The lockdown is allowing us to get closer to celebrities than ever before. For example, Arnold Schwarzenegger shared a video of him feeding his miniature horses indoors. Photograph: YouTube
The lockdown is allowing us to get closer to celebrities than ever before. For example, Arnold Schwarzenegger shared a video of him feeding his miniature horses indoors. Photograph: YouTube

Weird and wonderful ways to get through the Covid-19 lockdown

This article is more than 4 years old

There is a growing array of web-enhanced activities to pass the time in social isolation

As the coronavirus crisis deepens and the advice is to stay at home, people are becoming increasingly creative about how to cope. Here are just some of the ways people are trying to deal with social distancing.

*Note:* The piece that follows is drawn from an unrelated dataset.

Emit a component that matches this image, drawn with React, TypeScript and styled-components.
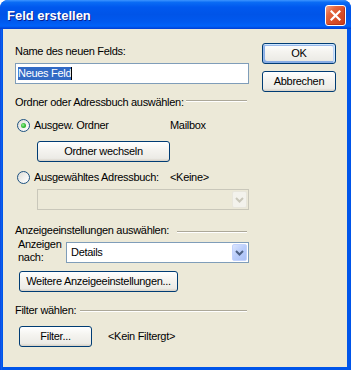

The Houseparty video messaging app, which basically allows you to throw parties with your friends, is becoming hugely popular again.

Launched in 2016 downloads are rocketing. The app allows you to video call up to eight people and do something important, like play Pictionary. Or have a virtual dinner party where everyone does the cooking.

You can’t go to your local for the pub quiz, so Edinburgh-based Goose’s Quizzes are staging nightly pub quizzes at 7pm. Just form a virtual team, download the form, answer the questions and the winner will be announced the next day. Why not have a drink too?

Organisers have asked teams to be be inventive with names. There’s too much “QuaranTinaTurner” and “Quizteam Aguilera”, they say. And obviously don’t cheat – give Google a break!

The lockdown is allowing us to get closer to celebrities than ever before. The rich and famous too are staying at home and giving us a glimpse in to their world.

Broadway diva Patti Lupone for example has given a tour of her surprising basement, showing off her juke box, one-armed bandit and pinball machine. Ellen DeGeneres complains her table isn’t big enough for a 4,000 piece jigsaw. Arnold Schwarzenegger feeds his miniature horses indoors.

Over at Patrick Stewart’s house the actor is, wonderfully, reading Shakespeare’s sonnets. On Twitter he explains: “When I was a child in the 1940s, my mother would cut up slices of fruit for me (there wasn’t much) and as she put it in front of me she would say: ‘An apple a day keeps the doctor away.’ How about: ‘A sonnet a day keeps the doctor away?’ So...here we go: Sonnet 1.”

Just 153 to go.

The Chinese-American writer Yiyun Li, winner of the Guardian First Book Award, has started a free virtual book club in which she invites everyone to read and discuss Tolstoy’s War and Peace together.

It started last week but, given the idea is only to read 12 pages a day, there is still time to catch up. On Monday the club was up to Vol 1, Part 1, xviii-xx and the sixth anglaise is being danced in the Rostov’s ballroom.

What is the point of watching a movie if you’re not dressed up as a character? The Irish comedian Alison Spittle is hosting covideo parties where everyone watches the same film on Netflix at 9pm. The dress code for Groundhog Day was “forever winter”.

For Hook it was a more challenging “child killing sea captain but make it fashion”.

It’s not weird but it could well be wonderful. London’s Institute of Contemporary Arts is encouraging people to listen to some of the 900 talks and discussions which were staged at the ICA between 1982 and 1993.

They are available on the British Library’s Sounds website and include Ken Campbell (fondly described in his Guardian obituary as “one of the strangest people in Britain”) interviewing Derek Jarman; a rare chance to hear the playwright Caryl Phillips in conversation, notably with Graham Swift; and the surprising opportunity to hear Jonathan Aitken and Enoch Powell give their views on secrecy and the state.

Learn to salsa, cha cha cha or waltz. Step by Step dance school in Northampton began live streaming nightly virtual dance classes on Saturday night and they soon proved a hit.